Request —
Search the material for the string "TypeScript", then return every line where it is found.

Data supplied —
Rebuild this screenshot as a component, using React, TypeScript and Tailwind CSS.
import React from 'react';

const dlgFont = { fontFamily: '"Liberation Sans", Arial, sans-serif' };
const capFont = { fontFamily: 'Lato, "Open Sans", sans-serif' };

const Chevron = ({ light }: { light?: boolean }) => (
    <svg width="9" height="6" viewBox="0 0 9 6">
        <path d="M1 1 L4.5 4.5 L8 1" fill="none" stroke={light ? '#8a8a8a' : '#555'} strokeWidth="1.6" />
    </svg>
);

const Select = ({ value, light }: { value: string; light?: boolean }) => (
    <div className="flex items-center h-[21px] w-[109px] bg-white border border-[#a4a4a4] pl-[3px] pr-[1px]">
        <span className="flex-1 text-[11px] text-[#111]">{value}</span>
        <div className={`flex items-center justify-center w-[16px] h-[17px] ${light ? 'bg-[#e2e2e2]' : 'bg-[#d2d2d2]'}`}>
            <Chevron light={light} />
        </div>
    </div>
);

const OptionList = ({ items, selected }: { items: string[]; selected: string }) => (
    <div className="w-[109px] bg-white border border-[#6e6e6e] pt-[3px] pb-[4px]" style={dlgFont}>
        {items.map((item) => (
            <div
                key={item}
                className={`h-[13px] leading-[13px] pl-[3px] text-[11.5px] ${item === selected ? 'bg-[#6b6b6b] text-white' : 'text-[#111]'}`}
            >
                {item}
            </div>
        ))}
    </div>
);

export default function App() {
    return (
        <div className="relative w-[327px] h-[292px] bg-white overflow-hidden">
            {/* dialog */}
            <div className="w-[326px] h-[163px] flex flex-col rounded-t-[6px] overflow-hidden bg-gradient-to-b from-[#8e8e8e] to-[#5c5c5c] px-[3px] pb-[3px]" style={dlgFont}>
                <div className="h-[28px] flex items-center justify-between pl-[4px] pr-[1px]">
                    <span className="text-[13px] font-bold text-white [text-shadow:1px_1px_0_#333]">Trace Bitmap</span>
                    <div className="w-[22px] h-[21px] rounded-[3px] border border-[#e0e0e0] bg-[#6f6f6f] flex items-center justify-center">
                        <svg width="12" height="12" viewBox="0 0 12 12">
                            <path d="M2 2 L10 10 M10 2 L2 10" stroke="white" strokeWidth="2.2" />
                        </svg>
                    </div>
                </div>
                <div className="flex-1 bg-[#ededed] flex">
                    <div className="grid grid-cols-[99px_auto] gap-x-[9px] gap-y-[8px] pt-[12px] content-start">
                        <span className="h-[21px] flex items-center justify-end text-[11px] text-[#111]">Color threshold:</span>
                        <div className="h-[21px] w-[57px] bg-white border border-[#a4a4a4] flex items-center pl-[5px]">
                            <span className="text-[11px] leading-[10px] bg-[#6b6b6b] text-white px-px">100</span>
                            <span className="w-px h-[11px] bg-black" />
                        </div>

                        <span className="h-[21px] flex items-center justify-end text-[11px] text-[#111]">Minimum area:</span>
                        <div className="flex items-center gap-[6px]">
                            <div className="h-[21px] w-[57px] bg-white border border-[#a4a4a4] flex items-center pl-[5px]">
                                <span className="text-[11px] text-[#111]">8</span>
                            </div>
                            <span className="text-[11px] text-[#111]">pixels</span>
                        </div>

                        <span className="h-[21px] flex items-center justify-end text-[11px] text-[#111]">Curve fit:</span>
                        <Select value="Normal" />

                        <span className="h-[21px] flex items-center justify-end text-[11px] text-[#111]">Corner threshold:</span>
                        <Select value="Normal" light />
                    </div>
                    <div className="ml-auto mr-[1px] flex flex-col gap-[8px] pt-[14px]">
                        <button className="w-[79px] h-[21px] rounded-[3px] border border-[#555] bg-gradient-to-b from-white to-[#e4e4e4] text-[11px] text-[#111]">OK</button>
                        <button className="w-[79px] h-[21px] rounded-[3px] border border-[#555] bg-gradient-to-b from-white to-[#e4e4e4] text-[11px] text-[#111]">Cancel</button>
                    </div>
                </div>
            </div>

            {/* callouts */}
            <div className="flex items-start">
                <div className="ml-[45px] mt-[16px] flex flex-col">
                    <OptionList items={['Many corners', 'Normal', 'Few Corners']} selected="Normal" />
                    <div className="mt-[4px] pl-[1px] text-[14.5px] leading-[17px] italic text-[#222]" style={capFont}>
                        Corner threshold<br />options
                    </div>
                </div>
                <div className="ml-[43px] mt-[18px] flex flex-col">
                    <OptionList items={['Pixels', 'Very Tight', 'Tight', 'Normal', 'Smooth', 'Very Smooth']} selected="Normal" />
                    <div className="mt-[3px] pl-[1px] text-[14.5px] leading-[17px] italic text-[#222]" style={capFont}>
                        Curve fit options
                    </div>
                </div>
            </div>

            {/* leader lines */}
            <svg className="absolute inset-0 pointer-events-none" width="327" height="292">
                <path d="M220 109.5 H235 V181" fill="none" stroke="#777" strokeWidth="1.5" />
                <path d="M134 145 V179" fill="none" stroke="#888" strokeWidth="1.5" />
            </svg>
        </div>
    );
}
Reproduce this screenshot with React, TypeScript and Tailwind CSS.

Solution for this exercise —
Rebuild this screenshot as a component, using React, TypeScript and Tailwind CSS.
Reproduce this screenshot with React, TypeScript and Tailwind CSS.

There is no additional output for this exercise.